Short problem |
Find the lines containing "index" and say how many there are, with no other words.

Begin Input data

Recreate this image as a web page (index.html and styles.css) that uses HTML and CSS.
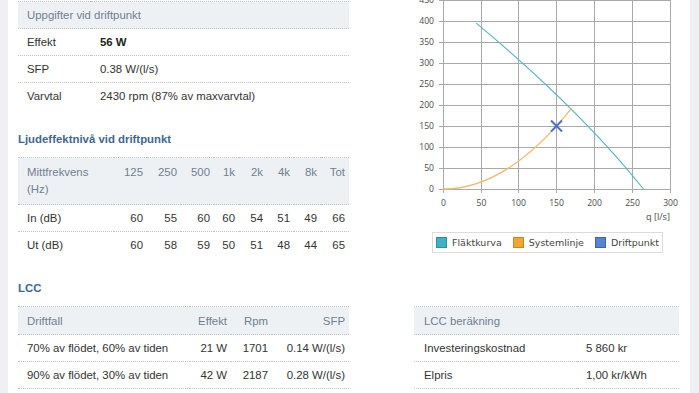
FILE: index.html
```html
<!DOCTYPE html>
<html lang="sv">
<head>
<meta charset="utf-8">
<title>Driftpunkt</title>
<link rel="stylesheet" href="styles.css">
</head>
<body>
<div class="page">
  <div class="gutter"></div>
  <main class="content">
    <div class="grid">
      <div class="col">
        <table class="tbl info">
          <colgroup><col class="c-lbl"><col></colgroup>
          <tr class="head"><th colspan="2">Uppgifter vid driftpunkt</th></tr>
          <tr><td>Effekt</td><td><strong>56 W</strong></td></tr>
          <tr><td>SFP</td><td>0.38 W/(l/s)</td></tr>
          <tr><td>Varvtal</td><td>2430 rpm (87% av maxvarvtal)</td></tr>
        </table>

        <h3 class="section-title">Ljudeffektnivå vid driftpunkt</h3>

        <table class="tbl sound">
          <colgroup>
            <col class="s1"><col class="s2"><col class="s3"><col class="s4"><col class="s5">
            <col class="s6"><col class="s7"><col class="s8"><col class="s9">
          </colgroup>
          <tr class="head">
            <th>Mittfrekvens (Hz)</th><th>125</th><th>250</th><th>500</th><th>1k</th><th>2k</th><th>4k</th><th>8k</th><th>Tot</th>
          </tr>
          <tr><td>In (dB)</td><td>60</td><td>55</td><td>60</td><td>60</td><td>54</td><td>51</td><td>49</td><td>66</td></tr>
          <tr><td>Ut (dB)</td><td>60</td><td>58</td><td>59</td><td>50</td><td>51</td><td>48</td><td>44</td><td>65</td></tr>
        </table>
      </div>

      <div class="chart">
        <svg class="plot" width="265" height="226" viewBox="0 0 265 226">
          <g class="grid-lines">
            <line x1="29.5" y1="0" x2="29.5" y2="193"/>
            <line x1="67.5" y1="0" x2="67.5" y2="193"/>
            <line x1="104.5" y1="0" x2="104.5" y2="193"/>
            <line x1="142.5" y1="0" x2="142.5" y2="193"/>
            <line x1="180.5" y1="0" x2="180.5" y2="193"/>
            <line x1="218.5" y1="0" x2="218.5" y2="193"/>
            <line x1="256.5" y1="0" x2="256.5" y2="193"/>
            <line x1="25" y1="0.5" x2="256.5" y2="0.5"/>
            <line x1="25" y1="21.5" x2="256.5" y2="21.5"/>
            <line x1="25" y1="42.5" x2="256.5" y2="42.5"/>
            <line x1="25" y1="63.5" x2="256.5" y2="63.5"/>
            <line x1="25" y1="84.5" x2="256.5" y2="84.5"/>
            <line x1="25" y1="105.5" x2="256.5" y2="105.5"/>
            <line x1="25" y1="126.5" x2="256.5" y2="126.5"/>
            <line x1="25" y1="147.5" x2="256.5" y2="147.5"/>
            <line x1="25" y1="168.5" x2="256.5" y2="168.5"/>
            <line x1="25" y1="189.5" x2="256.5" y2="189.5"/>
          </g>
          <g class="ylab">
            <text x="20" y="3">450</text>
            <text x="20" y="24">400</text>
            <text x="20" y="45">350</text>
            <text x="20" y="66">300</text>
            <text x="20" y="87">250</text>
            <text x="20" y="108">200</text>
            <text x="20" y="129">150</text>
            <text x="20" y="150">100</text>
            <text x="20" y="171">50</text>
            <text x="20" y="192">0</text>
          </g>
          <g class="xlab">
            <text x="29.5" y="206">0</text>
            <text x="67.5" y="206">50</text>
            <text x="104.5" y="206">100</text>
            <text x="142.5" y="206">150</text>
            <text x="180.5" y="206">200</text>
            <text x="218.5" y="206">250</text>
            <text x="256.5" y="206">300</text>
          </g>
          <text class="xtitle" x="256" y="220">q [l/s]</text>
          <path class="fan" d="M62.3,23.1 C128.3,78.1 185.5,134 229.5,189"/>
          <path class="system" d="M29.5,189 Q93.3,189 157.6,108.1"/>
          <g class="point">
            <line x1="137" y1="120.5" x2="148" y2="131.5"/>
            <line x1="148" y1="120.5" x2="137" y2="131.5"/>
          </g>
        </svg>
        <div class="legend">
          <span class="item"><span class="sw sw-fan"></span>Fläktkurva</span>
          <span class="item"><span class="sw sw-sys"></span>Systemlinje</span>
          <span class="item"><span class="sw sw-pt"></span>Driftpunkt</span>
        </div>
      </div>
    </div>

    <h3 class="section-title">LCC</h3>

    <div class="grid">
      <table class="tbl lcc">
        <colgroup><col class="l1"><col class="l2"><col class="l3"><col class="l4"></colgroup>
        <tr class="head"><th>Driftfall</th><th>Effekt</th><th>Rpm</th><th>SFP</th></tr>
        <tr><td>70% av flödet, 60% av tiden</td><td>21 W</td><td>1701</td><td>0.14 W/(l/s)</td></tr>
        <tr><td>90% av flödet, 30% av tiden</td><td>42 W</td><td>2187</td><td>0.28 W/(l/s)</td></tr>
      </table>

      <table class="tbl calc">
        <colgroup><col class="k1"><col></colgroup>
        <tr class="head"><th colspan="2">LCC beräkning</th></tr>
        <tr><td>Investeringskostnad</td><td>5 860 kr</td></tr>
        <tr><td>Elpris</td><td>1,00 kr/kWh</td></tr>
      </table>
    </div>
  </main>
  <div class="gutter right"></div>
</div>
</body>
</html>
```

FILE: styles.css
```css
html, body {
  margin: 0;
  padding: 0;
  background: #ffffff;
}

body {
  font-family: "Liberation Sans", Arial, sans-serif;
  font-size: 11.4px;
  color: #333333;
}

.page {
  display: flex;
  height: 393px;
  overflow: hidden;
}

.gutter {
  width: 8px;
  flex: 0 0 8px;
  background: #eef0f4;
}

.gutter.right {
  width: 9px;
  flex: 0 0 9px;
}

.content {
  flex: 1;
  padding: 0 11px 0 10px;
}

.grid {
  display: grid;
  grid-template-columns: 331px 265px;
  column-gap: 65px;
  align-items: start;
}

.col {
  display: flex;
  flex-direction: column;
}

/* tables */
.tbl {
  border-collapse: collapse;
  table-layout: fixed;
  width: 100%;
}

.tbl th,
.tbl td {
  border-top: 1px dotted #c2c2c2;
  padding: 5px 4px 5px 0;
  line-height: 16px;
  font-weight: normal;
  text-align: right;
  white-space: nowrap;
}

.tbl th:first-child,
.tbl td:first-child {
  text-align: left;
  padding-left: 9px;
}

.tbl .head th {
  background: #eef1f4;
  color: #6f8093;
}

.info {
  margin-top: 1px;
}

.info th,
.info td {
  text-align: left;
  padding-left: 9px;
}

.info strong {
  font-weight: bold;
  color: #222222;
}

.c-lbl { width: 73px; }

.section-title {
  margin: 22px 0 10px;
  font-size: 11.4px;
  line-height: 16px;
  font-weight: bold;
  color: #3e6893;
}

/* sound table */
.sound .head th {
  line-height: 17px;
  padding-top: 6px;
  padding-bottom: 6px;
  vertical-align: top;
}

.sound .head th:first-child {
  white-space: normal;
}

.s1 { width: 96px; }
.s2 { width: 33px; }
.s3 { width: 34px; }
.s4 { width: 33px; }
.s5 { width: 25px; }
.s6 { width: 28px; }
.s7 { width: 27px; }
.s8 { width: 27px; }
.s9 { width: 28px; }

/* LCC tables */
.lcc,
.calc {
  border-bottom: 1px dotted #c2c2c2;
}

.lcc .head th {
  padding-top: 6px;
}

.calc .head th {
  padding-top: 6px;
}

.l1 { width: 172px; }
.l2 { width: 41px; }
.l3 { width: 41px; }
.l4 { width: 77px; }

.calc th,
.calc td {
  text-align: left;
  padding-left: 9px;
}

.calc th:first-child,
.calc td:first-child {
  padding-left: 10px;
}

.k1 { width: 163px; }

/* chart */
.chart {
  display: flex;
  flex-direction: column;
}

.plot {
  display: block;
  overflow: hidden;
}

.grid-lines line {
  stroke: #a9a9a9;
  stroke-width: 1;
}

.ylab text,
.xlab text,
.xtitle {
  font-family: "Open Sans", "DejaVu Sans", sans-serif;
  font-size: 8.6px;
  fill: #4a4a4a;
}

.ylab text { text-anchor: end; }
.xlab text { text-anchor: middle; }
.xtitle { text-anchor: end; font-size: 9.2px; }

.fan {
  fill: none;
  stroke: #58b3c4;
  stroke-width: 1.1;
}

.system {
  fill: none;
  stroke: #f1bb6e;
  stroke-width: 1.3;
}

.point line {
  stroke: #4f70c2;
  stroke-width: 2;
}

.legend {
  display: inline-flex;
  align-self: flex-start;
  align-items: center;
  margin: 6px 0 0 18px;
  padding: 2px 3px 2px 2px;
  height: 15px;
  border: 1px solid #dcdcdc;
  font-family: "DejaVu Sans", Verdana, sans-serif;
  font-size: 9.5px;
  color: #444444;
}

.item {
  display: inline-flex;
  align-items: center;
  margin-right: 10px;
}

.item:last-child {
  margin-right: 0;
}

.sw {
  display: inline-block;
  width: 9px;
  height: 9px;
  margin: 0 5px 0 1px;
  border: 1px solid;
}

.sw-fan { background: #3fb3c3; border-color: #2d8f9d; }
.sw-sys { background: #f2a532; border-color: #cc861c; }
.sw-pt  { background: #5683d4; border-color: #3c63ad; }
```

End Input data
Begin Input data

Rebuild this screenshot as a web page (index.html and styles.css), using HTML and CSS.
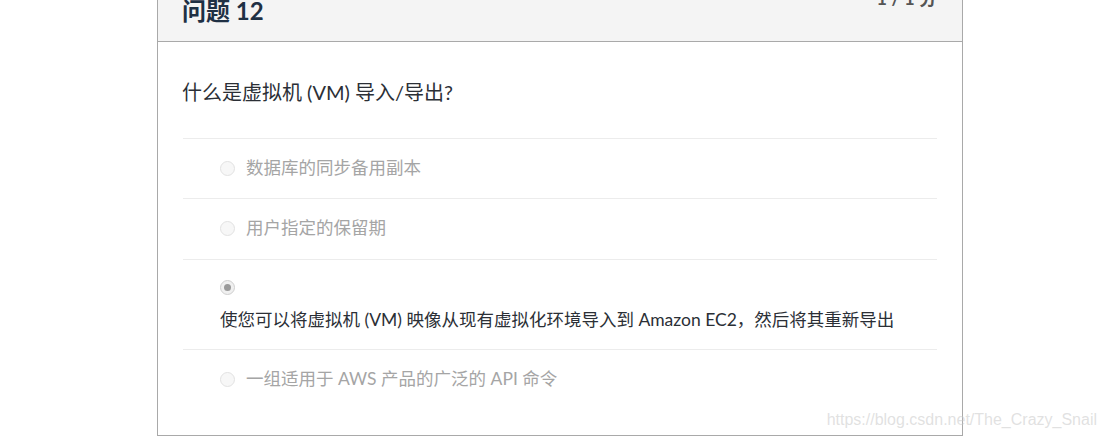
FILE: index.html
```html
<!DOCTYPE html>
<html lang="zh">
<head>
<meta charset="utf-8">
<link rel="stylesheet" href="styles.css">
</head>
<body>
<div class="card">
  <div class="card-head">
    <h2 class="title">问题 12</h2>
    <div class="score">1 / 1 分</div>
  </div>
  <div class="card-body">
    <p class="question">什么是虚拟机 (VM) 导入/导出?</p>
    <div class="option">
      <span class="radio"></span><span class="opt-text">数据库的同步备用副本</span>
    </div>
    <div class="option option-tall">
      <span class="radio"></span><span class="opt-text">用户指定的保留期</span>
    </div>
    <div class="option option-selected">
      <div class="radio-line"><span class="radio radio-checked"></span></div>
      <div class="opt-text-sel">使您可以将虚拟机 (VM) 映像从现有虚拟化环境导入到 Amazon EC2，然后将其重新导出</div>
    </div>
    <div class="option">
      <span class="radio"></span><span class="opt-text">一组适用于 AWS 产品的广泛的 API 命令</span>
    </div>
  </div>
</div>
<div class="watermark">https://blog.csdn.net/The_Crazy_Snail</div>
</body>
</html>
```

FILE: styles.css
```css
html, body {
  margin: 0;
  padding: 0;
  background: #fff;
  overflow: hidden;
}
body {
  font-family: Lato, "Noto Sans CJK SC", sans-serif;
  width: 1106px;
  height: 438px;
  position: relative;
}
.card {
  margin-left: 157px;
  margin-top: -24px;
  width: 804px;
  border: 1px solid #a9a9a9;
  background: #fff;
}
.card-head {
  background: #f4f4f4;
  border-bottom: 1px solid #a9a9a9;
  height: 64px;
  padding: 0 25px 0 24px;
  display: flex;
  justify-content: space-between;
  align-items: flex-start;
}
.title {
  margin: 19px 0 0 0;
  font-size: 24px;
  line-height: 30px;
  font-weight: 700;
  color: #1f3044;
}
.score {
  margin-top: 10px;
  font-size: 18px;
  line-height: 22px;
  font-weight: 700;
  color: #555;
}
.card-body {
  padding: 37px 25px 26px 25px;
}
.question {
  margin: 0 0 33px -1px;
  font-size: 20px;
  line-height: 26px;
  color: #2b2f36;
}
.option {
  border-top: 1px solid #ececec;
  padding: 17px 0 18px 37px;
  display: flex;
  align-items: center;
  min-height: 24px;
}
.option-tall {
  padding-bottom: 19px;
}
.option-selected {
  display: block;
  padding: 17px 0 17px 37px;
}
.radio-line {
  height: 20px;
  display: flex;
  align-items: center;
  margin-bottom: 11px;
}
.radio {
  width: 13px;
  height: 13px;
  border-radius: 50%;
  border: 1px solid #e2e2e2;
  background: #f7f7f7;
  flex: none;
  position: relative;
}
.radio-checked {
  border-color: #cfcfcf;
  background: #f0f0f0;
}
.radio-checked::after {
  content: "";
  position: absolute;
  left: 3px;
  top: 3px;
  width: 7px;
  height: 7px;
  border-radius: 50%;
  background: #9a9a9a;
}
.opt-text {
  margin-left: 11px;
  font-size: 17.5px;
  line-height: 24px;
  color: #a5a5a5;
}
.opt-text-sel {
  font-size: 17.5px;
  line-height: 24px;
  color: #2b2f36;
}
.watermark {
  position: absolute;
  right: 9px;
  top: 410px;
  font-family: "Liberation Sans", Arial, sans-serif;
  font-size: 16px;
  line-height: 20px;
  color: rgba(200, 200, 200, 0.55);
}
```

End Input data

Response to this task |
4